Lost Angry Youth's picture

hello ghosba (:

i think he's just being sarcastic about his looks guys (:

anyways, why do i get the impression that you have alot of
the following traits also?
will pretty much do anything for someone at the drop if a dime
never says no and feels guilty when does
needs to console and worrie when you think i one is in a bad mood
or feel distant if i one silent
easily bruised and too over sensitive
clingy
calls too often and obessess over a person you're with
needs constant reassurrance and approval
gives gives gives and gives!!!
anytime those traits are present...
sorry to say but that person will automaticlly be
slotted in the "friends file".
and pretty much stays there (:

dude, you give off a vibe like you are always in the "just wanna be friends" attitude and the closest thing you will get is affection,
NOT attraction.
you can't give off affection vibes and get attraction out of it.
attraction is created from drastic and aggressive behaviors,
no, don't grab his nuts or ass. bust on him , playfully
tease and just be a little elusive...
i for one have been a complete prick ,asshole and the worst
of the worst and i have had no problem at all ,because i know
how to create, maintain and continue the chemestry -the attraction.
sorry dude, but you seem like a "nice guy" and it sucks that
nice guys usually stay single. my only advice to you is
learn how to say NO more often, create VALUE for yourself,
do your own thing regardless of what anyone thinks,
be nice and civil but don't be a "nice guy".
nice guys give freely and unquestioningly ,guys that are attractive
give selectivly and conciouslly.their effort and time is precious
it holds VALUE,because of it's scarceness.
okay..what do you value more? something thats given away freely
or something you must work for and is unpredictable?

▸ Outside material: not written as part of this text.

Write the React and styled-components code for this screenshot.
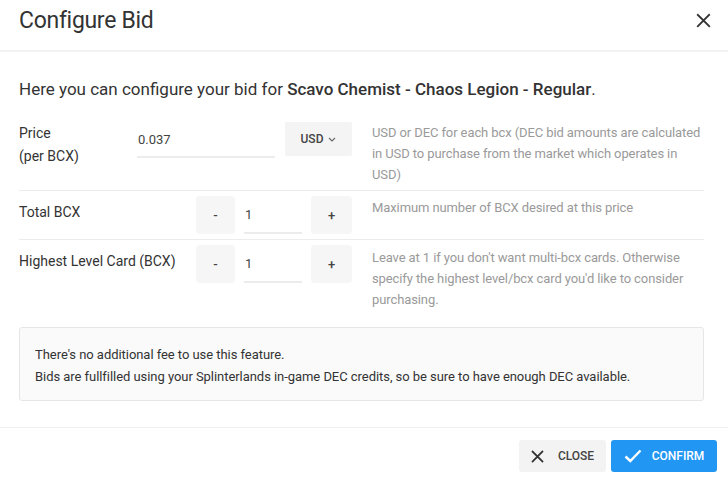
import styled, { createGlobalStyle } from 'styled-components';

const Global = createGlobalStyle`
  html, body {
    margin: 0;
    padding: 0;
    background: #fff;
    font-family: Roboto, "Liberation Sans", sans-serif;
    color: #333;
  }
  * { box-sizing: border-box; }
`;

const Modal = styled.div`
  width: 728px;
  height: 481px;
  display: flex;
  flex-direction: column;
  background: #fff;
  overflow: hidden;
`;

// HEADER
const Header = styled.header`
  height: 52px;
  display: flex;
  align-items: center;
  justify-content: space-between;
  padding: 0 16px 9px 19px;
  border-bottom: 2px solid #f2f2f2;
`;

const Title = styled.h2`
  margin: 0;
  font-size: 23px;
  font-weight: 400;
  color: #333;
  letter-spacing: -0.3px;
`;

const IconButton = styled.button`
  border: 0;
  background: none;
  padding: 0;
  width: 18px;
  height: 18px;
  display: flex;
  align-items: center;
  justify-content: center;
  cursor: pointer;
`;

// BODY
const Body = styled.div`
  flex: 1;
  padding: 25px 24px 0 19px;
  border-bottom: 1px solid #f0f0f0;
`;

const Intro = styled.p`
  margin: 0 0 16px;
  font-size: 17px;
  line-height: 24px;
  color: #333;

  strong {
    font-weight: 500;
  }
`;

const Row = styled.div`
  display: grid;
  grid-template-columns: 98px 215px 1fr;
  column-gap: 20px;
  align-items: start;
  padding: 5px 0;
  border-bottom: ${({ $last }) => ($last ? 'none' : '1px solid #ececec')};
`;

const Label = styled.div`
  font-size: 14px;
  line-height: 22px;
  color: #333;
  padding-top: ${({ $pad }) => $pad}px;
  white-space: nowrap;

  small {
    display: block;
    font-size: 14px;
    line-height: 24px;
  }
`;

const Controls = styled.div`
  display: flex;
  align-items: flex-start;
  justify-content: ${({ $end }) => ($end ? 'flex-end' : 'flex-start')};
  gap: 10px;
`;

const TextInput = styled.input`
  width: ${({ $w }) => $w}px;
  height: ${({ $h }) => $h}px;
  border: 0;
  border-bottom: 2px solid #ececec;
  outline: none;
  padding: 0 1px;
  font-family: inherit;
  font-size: 13px;
  color: #444;
  background: transparent;
`;

const Stepper = styled.div`
  display: flex;
  align-items: flex-start;
  gap: 9px;
`;

const StepButton = styled.button`
  width: ${({ $w }) => $w}px;
  height: 38px;
  border: 0;
  border-radius: 4px;
  background: #f6f6f6;
  font-family: inherit;
  font-size: 13px;
  font-weight: 500;
  color: #444;
  padding: 0;
  cursor: pointer;
`;

const SelectButton = styled.button`
  width: 68px;
  height: 34px;
  border: 0;
  border-radius: 2px;
  background: #f4f4f4;
  display: flex;
  align-items: center;
  justify-content: center;
  gap: 5px;
  font-family: inherit;
  font-size: 12px;
  font-weight: 500;
  color: #444;
  padding: 0;
`;

const Desc = styled.div`
  font-size: 13px;
  line-height: 21px;
  letter-spacing: -0.1px;
  color: #9a9a9a;
  padding-top: ${({ $pad }) => $pad || 0}px;
`;

const InfoBox = styled.div`
  margin-top: 12px;
  border: 1px solid #e6e6e6;
  border-radius: 3px;
  background: #fafafa;
  padding: 16px 15px 12px;
  font-size: 13px;
  line-height: 22px;
  letter-spacing: -0.05px;
  color: #333;

  p {
    margin: 0;
  }
`;

// FOOTER
const Footer = styled.footer`
  display: flex;
  justify-content: flex-end;
  gap: 5px;
  padding: 12px 11px 9px;
`;

const ActionButton = styled.button`
  height: 32px;
  width: ${({ $w }) => $w}px;
  border: 0;
  border-radius: 3px;
  display: flex;
  align-items: center;
  justify-content: center;
  gap: ${({ $gap }) => $gap}px;
  font-family: inherit;
  font-size: 12px;
  font-weight: 500;
  text-transform: uppercase;
  background: ${({ $primary }) => ($primary ? '#2196f3' : '#f3f3f3')};
  color: ${({ $primary }) => ($primary ? '#fff' : '#444')};
  cursor: pointer;
`;

const XIcon = ({ size = 15, color = '#333', stroke = 2 }) => (
  <svg width={size} height={size} viewBox="0 0 16 16">
    <path d="M2 2 L14 14 M14 2 L2 14" stroke={color} strokeWidth={stroke} strokeLinecap="square" fill="none" />
  </svg>
);

const CheckIcon = () => (
  <svg width="18" height="14" viewBox="0 0 18 14">
    <path d="M1.5 7.5 L6.3 12 L16.5 1.5" stroke="#fff" strokeWidth="2.4" fill="none" />
  </svg>
);

const Chevron = () => (
  <svg width="8" height="5" viewBox="0 0 8 5">
    <path d="M1 1 L4 4 L7 1" stroke="#666" strokeWidth="1.1" fill="none" />
  </svg>
);

const App = () => (
  <>
    <Global />
    <Modal>
      <Header>
        <Title>Configure Bid</Title>
        <IconButton aria-label="close">
          <XIcon size={15} color="#333" stroke={2} />
        </IconButton>
      </Header>
      <Body>
        <Intro>
          Here you can configure your bid for <strong>Scavo Chemist - Chaos Legion - Regular</strong>.
        </Intro>

        <Row>
          <Label $pad={0}>
            Price
            <small>(per BCX)</small>
          </Label>
          <Controls>
            <TextInput $w={138} $h={36} defaultValue="0.037" />
            <SelectButton>
              USD <Chevron />
            </SelectButton>
          </Controls>
          <Desc $pad={0}>
            USD or DEC for each bcx (DEC bid amounts are calculated in USD to purchase from the market which
            operates in USD)
          </Desc>
        </Row>

        <Row>
          <Label $pad={5}>Total BCX</Label>
          <Controls $end>
            <Stepper>
              <StepButton $w={39}>-</StepButton>
              <TextInput $w={58} $h={38} defaultValue="1" />
              <StepButton $w={41}>+</StepButton>
            </Stepper>
          </Controls>
          <Desc $pad={1}>Maximum number of BCX desired at this price</Desc>
        </Row>

        <Row $last>
          <Label $pad={5}>Highest Level Card (BCX)</Label>
          <Controls $end>
            <Stepper>
              <StepButton $w={39}>-</StepButton>
              <TextInput $w={58} $h={38} defaultValue="1" />
              <StepButton $w={41}>+</StepButton>
            </Stepper>
          </Controls>
          <Desc $pad={2}>
            Leave at 1 if you don't want multi-bcx cards. Otherwise specify the highest level/bcx card you'd like to
            consider purchasing.
          </Desc>
        </Row>

        <InfoBox>
          <p>There's no additional fee to use this feature.</p>
          <p>Bids are fullfilled using your Splinterlands in-game DEC credits, so be sure to have enough DEC available.</p>
        </InfoBox>
      </Body>
      <Footer>
        <ActionButton $w={87} $gap={14}>
          <XIcon size={13} color="#333" stroke={2.2} />
          Close
        </ActionButton>
        <ActionButton $w={106} $gap={10} $primary>
          <CheckIcon />
          Confirm
        </ActionButton>
      </Footer>
    </Modal>
  </>
);

export default App;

you have a big heart and for some reason i get an impression
like you wear it on your sleave.
you also seem very sweet and kind too.
be carefull because sharks will take advantage of that.
if i were you i'd just social proof myself as much as
possible. always be in the scence , make sure guys
are seeing you around other guys , create high status
with attitude and behaviors, be selective of
who you want and what you are looking for, be elusive-
hard to get a hold of , busy.all these things just make you
more attractive. whats more desirable, something easy to
get or something you can't have?

i am not saying to be someone else, i am saying
be a little more concious of how you treat people
and how much you give to them. just because you give
alot dosen't always mean you'll be getting alot in return.

if you have a large group of guys that you hang
out with or know and you haven't got things further
then friendship phase, eventhough you clearly have
more intense feelings, then something is definetly not right-
unless you just aren't interested.
have you ever noticed that some guys get the "wow! he's soo
hot!" treatment and some guys are "ooh he's soo sweet" treatment
and get taken for granted? now you have a glimpse of to why...

(:

meep
meep

NovaCat's picture

You may think you're ugly, bu

You may think you're ugly, but I'm sure others do not. Unless you weigh 800 lbs and have snot and saliva smeared all over your face constantly, then I'm willing to bet you're not ugly. In fact, not having seen a picture of you ever, I will make the statement: you are not ugly. I'm a single gay guy, one month older than you, and I have never dated anyone, ever. I'm also usually considered the "friend" guy; I listen to people's problems and comfort them, I tell jokes a lot, I try to be as nice as possible, and I end up with a lot of very good friends, but no boyfriend. And that is the one thing that I want. I'm assuming it's the same situation for you.

I don't have a solution, except, if you meet someone that you think you may like, talk to them, get to know them, and after a bit, tell them that you like them and see what happens. You don't have to stop doing what you already do, but I think it may help to take some extra steps to meet and get to know more new people. As I have already learned, college is a great time and place to do that. Just hang in there. And so, to shamelessly rip off a song, "To be yourself is all that you can do."